The Curiosity rover is due to launch late this year, landing next August at the foot of a mountain in the 96 mile-wide crater. A rocket-powered sky crane suspending Curiosity on tethers will lower the rover directly to the Martian surface.
“Mars is firmly in our sights,” says NASA Administrator Charles Bolden. “Curiosity not only will return a wealth of important science data, but it will serve as a precursor mission for human exploration to the Red Planet.”
Curiosity will stay on Mars for one Martian year – nearly two Earth years – and will study whether the crater once had the right conditions to support microbial life.

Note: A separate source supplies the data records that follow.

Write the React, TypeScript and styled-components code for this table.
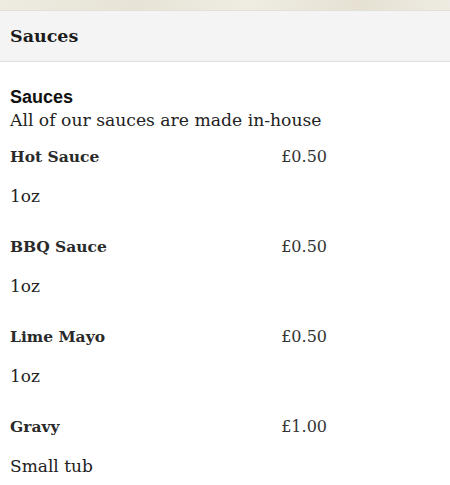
import styled, { createGlobalStyle } from 'styled-components';

const GlobalStyle = createGlobalStyle`
  html, body {
    margin: 0;
    padding: 0;
    background: #ffffff;
  }
  body {
    font-family: "DejaVu Serif", "Liberation Serif", serif;
    color: #222222;
  }
`;

const Page = styled.div`
  width: 450px;
  height: 485px;
  overflow: hidden;
  background: #ffffff;
`;

const TopStrip = styled.div`
  height: 10px;
  background: linear-gradient(90deg, #eeebe1 0%, #e7e3d6 30%, #efece3 55%, #e6e1d3 80%, #eeebe2 100%);
  border-bottom: 1px solid #e3e0d6;
`;

const Header = styled.div`
  height: 50px;
  display: flex;
  align-items: center;
  padding: 0 10px;
  background: #f4f4f4;
  border-bottom: 1px solid #dedede;
`;

const HeaderTitle = styled.h2`
  margin: 0;
  font-family: "DejaVu Serif", serif;
  font-size: 17.5px;
  font-weight: bold;
  color: #1c1c1c;
`;

const Content = styled.div`
  padding: 24px 10px 0;
  width: 317px;
`;

const SectionTitle = styled.div`
  font-family: "Liberation Sans", Arial, sans-serif;
  font-size: 18px;
  font-weight: bold;
  line-height: 22px;
  color: #111111;
`;

const SectionText = styled.div`
  font-size: 17.2px;
  line-height: 24px;
  white-space: nowrap;
  color: #222222;
`;

const Item = styled.div`
  margin-top: 14px;
  & + & {
    margin-top: 29px;
  }
`;

const ItemRow = styled.div`
  display: flex;
  justify-content: space-between;
  align-items: baseline;
`;

const ItemName = styled.span`
  font-size: 15.5px;
  font-weight: bold;
  line-height: 22px;
  color: #2a2a2a;
`;

const ItemPrice = styled.span`
  font-size: 16px;
  line-height: 22px;
  color: #333333;
`;

const ItemDesc = styled.div`
  margin-top: 17px;
  font-size: 17px;
  line-height: 22px;
  color: #222222;
`;

const items = [
  { name: 'Hot Sauce', price: '£0.50', desc: '1oz' },
  { name: 'BBQ Sauce', price: '£0.50', desc: '1oz' },
  { name: 'Lime Mayo', price: '£0.50', desc: '1oz' },
  { name: 'Gravy', price: '£1.00', desc: 'Small tub' },
];

const App = () => {
  return (
    <Page>
      <GlobalStyle />
      <TopStrip />
      <Header>
        <HeaderTitle>Sauces</HeaderTitle>
      </Header>
      <Content>
        <SectionTitle>Sauces</SectionTitle>
        <SectionText>All of our sauces are made in-house</SectionText>
        {items.map((item) => (
          <Item key={item.name}>
            <ItemRow>
              <ItemName>{item.name}</ItemName>
              <ItemPrice>{item.price}</ItemPrice>
            </ItemRow>
            <ItemDesc>{item.desc}</ItemDesc>
          </Item>
        ))}
      </Content>
    </Page>
  );
};

export default App;
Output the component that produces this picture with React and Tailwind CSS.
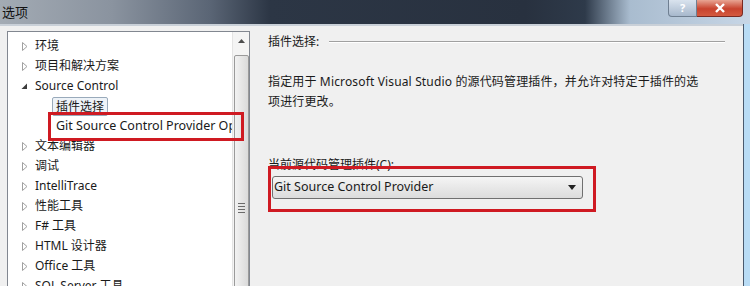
import React from "react";

const font = { fontFamily: '"Noto Sans", "Noto Sans CJK SC", sans-serif' };

const treeItems = [
  { label: "环境", kind: "closed" },
  { label: "项目和解决方案", kind: "closed" },
  { label: "Source Control", kind: "open" },
  { label: "插件选择", kind: "child", selected: true },
  { label: "Git Source Control Provider Options", kind: "child" },
  { label: "文本编辑器", kind: "closed" },
  { label: "调试", kind: "closed" },
  { label: "IntelliTrace", kind: "closed" },
  { label: "性能工具", kind: "closed" },
  { label: "F# 工具", kind: "closed" },
  { label: "HTML 设计器", kind: "closed" },
  { label: "Office 工具", kind: "closed" },
  { label: "SQL Server 工具", kind: "closed" },
];

function Arrow({ kind }) {
  if (kind === "open") {
    return (
      <svg width="7" height="7" viewBox="0 0 7 7" className="shrink-0">
        <path d="M6 0.5 L6 6 L0.5 6 Z" fill="#3c3c3c" />
      </svg>
    );
  }
  return (
    <svg width="6" height="9" viewBox="0 0 6 9" className="shrink-0">
      <path d="M0.5 0.5 L5 4.5 L0.5 8.5 Z" fill="#fff" stroke="#a0a0a0" />
    </svg>
  );
}

function TreeRow({ item }) {
  if (item.kind === "child") {
    return (
      <div className="h-[20px] flex items-center pl-[44px] whitespace-nowrap">
        <span
          className={
            item.selected
              ? "px-[3px] h-[19px] leading-[17px] border border-[#9ab] bg-[#eef3f8] rounded-[2px]"
              : "px-[4px] text-[12.5px]"
          }
        >
          {item.label}
        </span>
      </div>
    );
  }
  return (
    <div className="h-[20px] flex items-center whitespace-nowrap">
      <div className="w-[27px] flex justify-end pr-[7px]">
        <Arrow kind={item.kind} />
      </div>
      <span>{item.label}</span>
    </div>
  );
}

export default function App() {
  return (
    <div
      className="w-[750px] h-[286px] overflow-hidden relative bg-[#f0f0f0] text-[12px] text-[#1a1a1a]"
      style={font}
    >
      {/* title bar */}
      <div className="h-[24px] relative bg-[linear-gradient(90deg,#a3abb4_0%,#8a939f_15%,#5a6575_28%,#2c3645_36%,#28313f_70%,#2e3a4a_78%,#a9bccf_84%,#c7d6e6_100%)] flex items-start">
        <span className="pl-[2px] pt-[3px] text-[13px] text-[#111]">选项</span>
        <div className="absolute right-[7px] top-0 flex">
          <div className="w-[29px] h-[17px] rounded-bl-[4px] border border-[#6f7f91] border-t-0 bg-[linear-gradient(180deg,#d9e3ee,#a7b8cc)] flex items-center justify-center text-[11px] text-[#fff] font-bold">
            ?
          </div>
          <div className="w-[46px] h-[17px] rounded-br-[4px] border border-[#7a2a22] border-t-0 border-l-0 bg-[linear-gradient(180deg,#e8a593,#c8432e_55%,#d45a40)] flex items-center justify-center">
            <svg width="12" height="10" viewBox="0 0 12 10">
              <path d="M2 1 L10 9 M10 1 L2 9" stroke="#fff" strokeWidth="2.4" />
            </svg>
          </div>
        </div>
      </div>
      <div className="h-[2px] bg-[#c9d0d8]" />

      <div className="flex pt-[5px] pl-[7px] pr-[10px]">
        {/* left tree */}
        <div className="w-[243px] h-[260px] border border-[#828790] bg-white flex relative">
          <div className="flex-1 pt-[4px] overflow-hidden">
            {treeItems.map((it) => (
              <TreeRow key={it.label} item={it} />
            ))}
          </div>
          <div className="w-[17px] bg-[#f4f4f4] border-l border-[#e4e4e4] flex flex-col items-center">
            <div className="h-[18px] w-full flex items-center justify-center">
              <svg width="7" height="4" viewBox="0 0 7 4">
                <path d="M0 4 L3.5 0 L7 4 Z" fill="#4d4d4d" />
              </svg>
            </div>
            <div className="mt-[5px] w-[15px] flex-1 border border-[#9a9a9a] rounded-[2px] bg-[linear-gradient(90deg,#f2f2f2,#dadada)] flex flex-col items-center pt-[147px] gap-[2px]">
              <div className="w-[7px] h-px bg-[#6a6a6a]" />
              <div className="w-[7px] h-px bg-[#6a6a6a]" />
              <div className="w-[7px] h-px bg-[#6a6a6a]" />
              <div className="w-[7px] h-px bg-[#6a6a6a]" />
            </div>
          </div>
        </div>

        {/* right panel */}
        <div className="flex-1 pl-[18px] pt-[2px]">
          <div className="flex items-center h-[18px]">
            <span>插件选择:</span>
            <div className="flex-1 ml-[10px] mr-[15px] border-t border-[#a0a0a0] border-b-white border-b" />
          </div>
          <p className="mt-[21px] leading-[20px] whitespace-nowrap tracking-[0.15px]">
            指定用于 Microsoft Visual Studio 的源代码管理插件，并允许对特定于插件的选
            <br />
            项进行更改。
          </p>
          <div className="mt-[45px] leading-[16px]">当前源代码管理插件(C):</div>
          <div className="mt-[3px] ml-[4px] w-[311px] h-[23px] border border-[#707070] rounded-[3px] bg-[linear-gradient(180deg,#f5f5f5,#e8e8e8_50%,#dcdcdc)] flex items-center justify-between pl-[1px] pr-[6px]">
            <span className="text-[12.5px]">Git Source Control Provider</span>
            <svg width="8" height="5" viewBox="0 0 8 5">
              <path d="M0 0 L8 0 L4 5 Z" fill="#222" />
            </svg>
          </div>
        </div>
      </div>

      {/* right window frame edge */}
      <div className="absolute right-[6px] top-[24px] bottom-0 w-px bg-[#4a5a6e]" />
      <div className="absolute right-0 top-[24px] bottom-0 w-[6px] bg-[#b9dcf5]" />

      {/* red annotation boxes */}
      <div className="absolute left-[48px] top-[112px] w-[196px] h-[29px] border-[3px] border-[#cf1a22]" />
      <div className="absolute left-[268px] top-[166px] w-[328px] h-[46px] border-[3px] border-[#cf1a22]" />
    </div>
  );
}
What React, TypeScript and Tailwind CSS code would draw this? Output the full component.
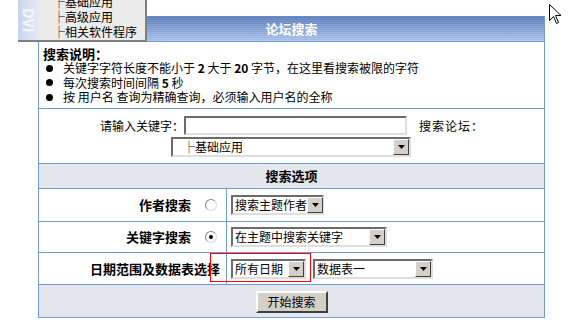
import React from "react";

const font = "font-['SimSun','Noto_Sans_CJK_SC','Noto_Sans',sans-serif]";

function Arrow() {
  return (
    <div className="flex h-[16px] w-[16px] shrink-0 items-center justify-center border border-t-white border-l-white border-b-[#404040] border-r-[#404040] bg-[#d4d0c8]">
      <svg width="7" height="4" viewBox="0 0 7 4">
        <polygon points="0,0 7,0 3.5,4" fill="#000" />
      </svg>
    </div>
  );
}

function Select({ className, text }: { className: string; text: string }) {
  return (
    <div className={`flex h-[20px] items-center justify-between border-2 border-t-[#6b6b6b] border-l-[#6b6b6b] border-b-[#dedede] border-r-[#dedede] bg-white ${className}`}>
      <span className="whitespace-pre pl-[2px] text-[12px] leading-[16px] text-black">{text}</span>
      <Arrow />
    </div>
  );
}

function Radio({ checked }: { checked?: boolean }) {
  return (
    <div className="flex h-[12px] w-[12px] items-center justify-center rounded-full border border-t-[#8a8a8a] border-l-[#8a8a8a] border-b-[#d8d8d8] border-r-[#d8d8d8] bg-white">
      {checked && <div className="h-[4px] w-[4px] rounded-full bg-black" />}
    </div>
  );
}

function OptionRow({ label, radio, checked, children, h }: { label: string; radio?: boolean; checked?: boolean; children: React.ReactNode; h: string }) {
  return (
    <div className={`flex border-t border-[#6f9ad6] ${h}`}>
      <div className={`flex w-[188px] items-center justify-end border-r border-[#6f9ad6] ${radio ? "gap-[14px] pr-[9px]" : "pr-[6px]"}`}>
        <span className="text-[13px] font-bold leading-[16px]">{label}</span>
        {radio && <Radio checked={checked} />}
      </div>
      <div className="relative flex flex-1 items-center gap-[7px] pl-[4px]">{children}</div>
    </div>
  );
}

const tips: React.ReactNode[] = [
  <>关键字字符长度不能小于 <b>2</b> 大于 <b>20</b> 字节，在这里看搜索被限的字符</>,
  <>每次搜索时间间隔 <b>5</b> 秒</>,
  <>按 用户名 查询为精确查询，必须输入用户名的全称</>,
];

export default function App() {
  return (
    <div className={`relative h-[323px] w-[579px] overflow-hidden bg-white text-black ${font}`}>
      <div className="ml-[38px] mt-[16px] w-[507px] border-x border-b border-[#6f9ad6]">
        {/* title bar */}
        <div className="flex h-[25px] items-center justify-center bg-[repeating-linear-gradient(180deg,rgba(255,255,255,0.14)_0px,rgba(255,255,255,0.14)_1px,transparent_1px,transparent_2px),linear-gradient(180deg,#5579ba,#a9c0e8)]">
          <span className="text-[13px] font-bold leading-[16px] text-white">论坛搜索</span>
        </div>

        {/* description */}
        <div className="h-[67px] border-t border-[#6f9ad6] pl-[4px] pt-[4px]">
          <div className="text-[13px] font-bold leading-[15px]">搜索说明：</div>
          {tips.map((t, i) => (
            <div key={i} className="flex items-center text-[12px] leading-[14.5px]">
              <span className="ml-[3px] mr-[10px] h-[7px] w-[7px] rounded-full bg-black" />
              <span className="whitespace-pre">{t}</span>
            </div>
          ))}
        </div>

        {/* keyword input */}
        <div className="flex h-[55px] flex-col gap-[2px] border-t border-[#6f9ad6] pt-[7px]">
          <div className="flex items-center pl-[61px]">
            <span className="text-[12px] leading-[16px]">请输入关键字：</span>
            <div className="h-[19px] w-[223px] border-2 border-t-[#6b6b6b] border-l-[#6b6b6b] border-b-[#dedede] border-r-[#dedede] bg-white" />
            <span className="ml-[12px] text-[12px] leading-[16px] tracking-[1px]">搜索论坛：</span>
          </div>
          <div className="pl-[132px]">
            <Select className="w-[240px]" text={"   ├基础应用"} />
          </div>
        </div>

        {/* options header */}
        <div className="flex h-[25px] items-center justify-center border-t border-[#6f9ad6] bg-[#e3e7ec]">
          <span className="text-[13px] font-bold leading-[16px]">搜索选项</span>
        </div>

        <OptionRow label="作者搜索" radio h="h-[33px]">
          <Select className="w-[93px]" text="搜索主题作者" />
        </OptionRow>
        <OptionRow label="关键字搜索" radio checked h="h-[31px]">
          <Select className="w-[156px]" text="在主题中搜索关键字" />
        </OptionRow>
        <OptionRow label="日期范围及数据表选择" h="h-[32px]">
          <Select className="w-[75px]" text="所有日期" />
          <Select className="w-[120px]" text="数据表一" />
          <div className="absolute left-[-17px] top-[0px] h-[29px] w-[101px] border-[1.5px] border-[#ff0000]" />
        </OptionRow>

        {/* submit */}
        <div className="flex h-[33px] items-center justify-center border-t border-[#6f9ad6] bg-[#e3e7ec]">
          <button className="mt-[1px] h-[22px] w-[72px] border-2 border-t-white border-l-white border-b-[#404040] border-r-[#404040] bg-[#d4d0c8] text-[12px] leading-[16px]">
            开始搜索
          </button>
        </div>
      </div>

      {/* popup menu overlay */}
      <div className="absolute left-[18px] top-0 flex h-[42px] w-[129px] border-b-2 border-r-2 border-[#7f7f7f] bg-[#ececec]">
        <div className="flex w-[22px] items-center justify-center overflow-hidden bg-[linear-gradient(90deg,#c6d3ea,#e6edf8)]">
          <span className="text-[15px] font-bold leading-none text-[#f4f7fc] [writing-mode:vertical-rl]">DVI</span>
        </div>
        <div className="mt-[-6px] flex flex-col pl-[13px]">
          {["├基础应用", "├高级应用", "├相关软件程序"].map((s) => (
            <div key={s} className="h-[15px] text-[12px] leading-[15px]">{s}</div>
          ))}
        </div>
      </div>

      {/* mouse cursor */}
      <svg className="absolute left-[549px] top-[4px]" width="13" height="21" viewBox="0 0 13 21">
        <path d="M0.5 0.5 L0.5 16.5 L4.5 12.5 L7.5 19.5 L9.5 18.5 L6.5 11.5 L12 11.5 Z" fill="#fff" stroke="#000" strokeWidth="1" />
      </svg>
    </div>
  );
}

“Scientists identified Gale as their top choice to pursue the ambitious goals of this new rover mission,” says Jim Green, director for the Planetary Science Division at NASA Headquarters in Washington. “The site offers a visually dramatic landscape and also great potential for significant science findings.”
The Gale crater was selected from more than 30 potential landing sites, and has an alluvial fan likely formed by water-carried sediments. The layers at the base of the mountain contain clays and sulfates, both known to form in water.
“One fascination with Gale is that it’s a huge crater sitting in a very low-elevation position on Mars, and we all know that water runs downhill,” said John Grotzinger, the mission’s project scientist at the California Institute of Technology.
“In terms of the total vertical profile exposed and the low elevation, Gale offers attractions similar to Mars’ famous Valles Marineris, the largest canyon in the solar system.”
Curiosity’s 10 science instruments include two for ingesting and analyzing samples of powdered rock, collected by the rover’s robotic arm. Its science payload can identify ingredients of life, such as organic compounds.
But long-term preservation of organic compounds requires special conditions, and finding any is a long shot, says Michael Meyer, lead scientist for NASA’s Mars Exploration Program at agency headquarters.
“What adds to Gale’s appeal is that, organics or not, the site holds a diversity of features and layers for investigating changing environmental conditions, some of which could inform a broader understanding of habitability on ancient Mars,” he says.